Work out how many lines hold "React". Give the number and nothing else.
= = = = = = =
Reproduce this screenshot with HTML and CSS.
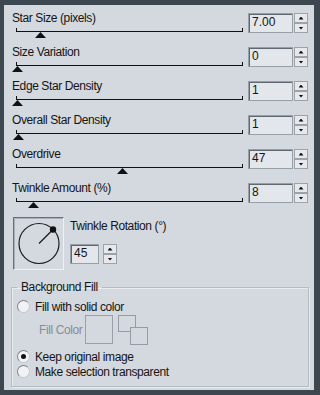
FILE: index.html
```html
<!DOCTYPE html>
<html lang="en">
<head>
    <title>Star Effects</title>
    <meta charset="utf-8"/>
    <link rel="stylesheet" href="styles.css">
</head>
<body>
    <div class="dialog">
        <div class="row">
            <div class="slider">
                <div class="label">Star Size (pixels)</div>
                <div class="track"></div>
                <div class="thumb" style="margin-left: 23px;"></div>
            </div>
            <div class="spin">
                <div class="field">7.00</div>
                <div class="arrows"><span class="up"></span><span class="down"></span></div>
            </div>
        </div>
        <div class="row">
            <div class="slider">
                <div class="label">Size Variation</div>
                <div class="track"></div>
                <div class="thumb" style="margin-left: 0px;"></div>
            </div>
            <div class="spin">
                <div class="field">0</div>
                <div class="arrows"><span class="up"></span><span class="down"></span></div>
            </div>
        </div>
        <div class="row">
            <div class="slider">
                <div class="label">Edge Star Density</div>
                <div class="track"></div>
                <div class="thumb" style="margin-left: 0px;"></div>
            </div>
            <div class="spin">
                <div class="field">1</div>
                <div class="arrows"><span class="up"></span><span class="down"></span></div>
            </div>
        </div>
        <div class="row">
            <div class="slider">
                <div class="label">Overall Star Density</div>
                <div class="track"></div>
                <div class="thumb" style="margin-left: 1px;"></div>
            </div>
            <div class="spin">
                <div class="field">1</div>
                <div class="arrows"><span class="up"></span><span class="down"></span></div>
            </div>
        </div>
        <div class="row">
            <div class="slider">
                <div class="label">Overdrive</div>
                <div class="track"></div>
                <div class="thumb" style="margin-left: 105px;"></div>
            </div>
            <div class="spin">
                <div class="field">47</div>
                <div class="arrows"><span class="up"></span><span class="down"></span></div>
            </div>
        </div>
        <div class="row">
            <div class="slider">
                <div class="label">Twinkle Amount (%)</div>
                <div class="track"></div>
                <div class="thumb" style="margin-left: 16px;"></div>
            </div>
            <div class="spin">
                <div class="field">8</div>
                <div class="arrows"><span class="up"></span><span class="down"></span></div>
            </div>
        </div>

        <div class="rotation">
            <div class="dial">
                <svg width="49" height="51" viewBox="0 0 49 51">
                    <circle cx="25" cy="25.5" r="20" fill="none" stroke="#1c1c1c" stroke-width="1.2"/>
                    <line x1="25" y1="25.5" x2="39" y2="11.5" stroke="#1c1c1c" stroke-width="1.2"/>
                    <circle cx="39" cy="11.5" r="3.2" fill="#111"/>
                </svg>
            </div>
            <div class="rot-side">
                <div class="label">Twinkle Rotation (°)</div>
                <div class="spin spin-small">
                    <div class="field">45</div>
                    <div class="arrows"><span class="up"></span><span class="down"></span></div>
                </div>
            </div>
        </div>

        <fieldset class="group">
            <legend>Background Fill</legend>
            <div class="radio"><span class="dot"></span>Fill with solid color</div>
            <div class="fill-row">
                <span class="fill-label">Fill Color</span>
                <span class="swatch"></span>
                <svg class="swap" width="30" height="30" viewBox="0 0 30 30">
                    <rect x="0.5" y="0.5" width="17" height="16" fill="none" stroke="#959ba3"/>
                    <rect x="12.5" y="12.5" width="17" height="17" fill="#d4d8df" stroke="#959ba3"/>
                </svg>
            </div>
            <div class="radio gap"><span class="dot checked"></span>Keep original image</div>
            <div class="radio"><span class="dot"></span>Make selection transparent</div>
        </fieldset>
    </div>
</body>
</html>
```

FILE: styles.css
```css
body {
    margin: 0;
    background-color: #3c4750;
    font-family: "Liberation Sans", Arial, sans-serif;
    font-size: 12px;
    color: #151515;
}
.dialog {
    margin: 5px 0 0 4px;
    width: 310px;
    height: 385px;
    box-sizing: border-box;
    padding: 6px 6px 0 8px;
    background-color: #d4d8df;
}
.label {
    line-height: 14px;
    letter-spacing: -0.4px;
    white-space: nowrap;
}
.row {
    display: flex;
    height: 34px;
}
.slider {
    width: 236px;
}
.track {
    margin: 3px 0 0 4px;
    width: 225px;
    height: 3px;
    border: 1px solid #111;
    border-top: 0;
}
.thumb {
    width: 11px;
    height: 6px;
    background-color: #111;
    clip-path: polygon(50% 0, 100% 100%, 0 100%);
}
.spin {
    display: flex;
    gap: 1px;
    margin-top: 2px;
}
.field {
    width: 45px;
    height: 20px;
    box-sizing: border-box;
    padding: 1px 0 0 3px;
    line-height: 14px;
    border: 1px solid #979fa7;
    box-shadow: inset 1px 1px 0 #5f6870;
    background-color: #e3e6ea;
}
.arrows {
    display: flex;
    flex-direction: column;
    width: 14px;
}
.arrows span {
    display: flex;
    align-items: center;
    justify-content: center;
    height: 10px;
    box-sizing: border-box;
    border: 1px solid #9ba2aa;
    background-color: #e6e8ec;
}
.arrows span::after {
    content: "";
    width: 5px;
    height: 3px;
    background-color: #111;
}
.up::after {
    clip-path: polygon(50% 0, 100% 100%, 0 100%);
}
.down::after {
    clip-path: polygon(0 0, 100% 0, 50% 100%);
}
.rotation {
    display: flex;
    margin: 2px 0 0 1px;
}
.dial {
    width: 51px;
    height: 53px;
    box-sizing: border-box;
    border: 1px solid;
    border-color: #66707a #eef0f3 #eef0f3 #66707a;
    box-shadow: inset 1px 1px 0 #a9b0b7;
}
.dial svg {
    display: block;
}
.rot-side {
    margin: 2px 0 0 6px;
}
.spin-small {
    gap: 4px;
    margin-top: 11px;
}
.spin-small .field {
    width: 29px;
}
.group {
    margin: 10px 0 0 -1px;
    width: 298px;
    height: 107px;
    box-sizing: border-box;
    padding: 5px 0 0 5px;
    border: 1px solid #b5bbc3;
    box-shadow: inset 1px 1px 0 #e9ecef, 1px 1px 0 #e9ecef;
}
.group legend {
    padding: 0 4px;
    line-height: 14px;
    letter-spacing: -0.4px;
}
.radio {
    display: flex;
    align-items: center;
    height: 15px;
    letter-spacing: -0.4px;
    white-space: nowrap;
}
.radio.gap {
    margin-top: 5px;
}
.dot {
    display: flex;
    align-items: center;
    justify-content: center;
    width: 13px;
    height: 13px;
    box-sizing: border-box;
    margin-right: 5px;
    border: 1px solid;
    border-color: #7c838b #c3c8ce #c3c8ce #7c838b;
    border-radius: 50%;
    background-color: #f1f2f5;
}
.dot.checked::after {
    content: "";
    width: 5px;
    height: 5px;
    border-radius: 50%;
    background-color: #111;
}
.fill-row {
    display: flex;
    align-items: center;
    margin-top: 1px;
    height: 29px;
}
.fill-label {
    width: 46px;
    margin-left: 22px;
    color: #878d95;
    letter-spacing: -0.4px;
    white-space: nowrap;
}
.swatch {
    width: 28px;
    height: 29px;
    box-sizing: border-box;
    border: 1px solid #9aa0a8;
}
.swap {
    margin-left: 5px;
}
```
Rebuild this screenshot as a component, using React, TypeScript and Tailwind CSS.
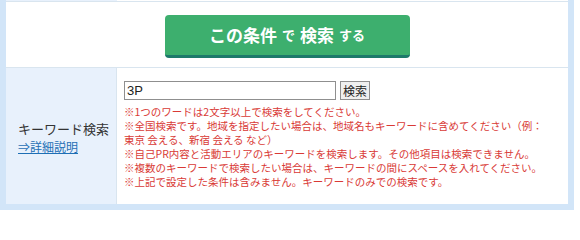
import React from "react";

const jp = { fontFamily: '"Noto Sans CJK JP", "Noto Sans", sans-serif' } as React.CSSProperties;

export default function App() {
  return (
    <div className="w-[580px] h-[214px] bg-white overflow-hidden" style={jp}>
      <div className="w-[574px] border-x-[6px] border-b-[6px] border-[#d2e5f8]">
        {/* previous row remnant */}
        <div className="flex h-px">
          <div className="w-[111px] bg-[#e8f1fc]" />
          <div className="flex-1 bg-white" />
        </div>
        {/* button row */}
        <div className="h-[66px] border-t border-[#d9e5ef] bg-white flex items-center justify-center">
          <button className="w-[245px] h-[43px] mt-[3px] rounded-[4px] bg-[#3daf6e] border-b-[3px] border-[#1d7a6b] text-white font-bold flex items-center justify-center gap-[5px]">
            <span className="text-[17px] leading-none">この条件</span>
            <span className="text-[13px] leading-none">で</span>
            <span className="text-[17px] leading-none">検索</span>
            <span className="text-[13px] leading-none">する</span>
          </button>
        </div>
        {/* keyword row */}
        <div className="flex border-t border-[#d9e5ef]">
          <div className="w-[111px] bg-[#e8f1fc] border-r border-[#d9e5ef] flex flex-col justify-center pl-[12px] pt-[2px]">
            <div className="text-[13px] leading-[18px] text-[#333]">キーワード検索</div>
            <a href="#" className="text-[12px] leading-[17px] text-[#1e6fb5] underline">⇒詳細説明</a>
          </div>
          <div className="flex-1 bg-white pl-[7px] pt-[13px] pb-[15px]">
            <div className="flex items-center gap-[4px]">
              <input
                defaultValue="3P"
                className="w-[212px] h-[19px] border border-[#8f8f8f] px-[2px] text-[13px] text-[#222] outline-none"
                style={{ fontFamily: '"Liberation Sans", Arial, sans-serif' }}
              />
              <button className="h-[19px] px-[2px] border border-[#8f8f8f] bg-[#efefef] text-[12px] leading-none text-[#222]">検索</button>
            </div>
            <div className="mt-[5px] text-[10.5px] leading-[14px] text-[#d93a36]">
              <div>※1つのワードは2文字以上で検索をしてください。</div>
              <div>
                ※全国検索です。地域を指定したい場合は、地域名もキーワードに含めてください（例：
                <br />
                東京 会える、新宿 会える など）
              </div>
              <div>※自己PR内容と活動エリアのキーワードを検索します。その他項目は検索できません。</div>
              <div>※複数のキーワードで検索したい場合は、キーワードの間にスペースを入れてください。</div>
              <div>※上記で設定した条件は含みません。キーワードのみでの検索です。</div>
            </div>
          </div>
        </div>
      </div>
    </div>
  );
}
= = = = = = =
## Finished exercise
3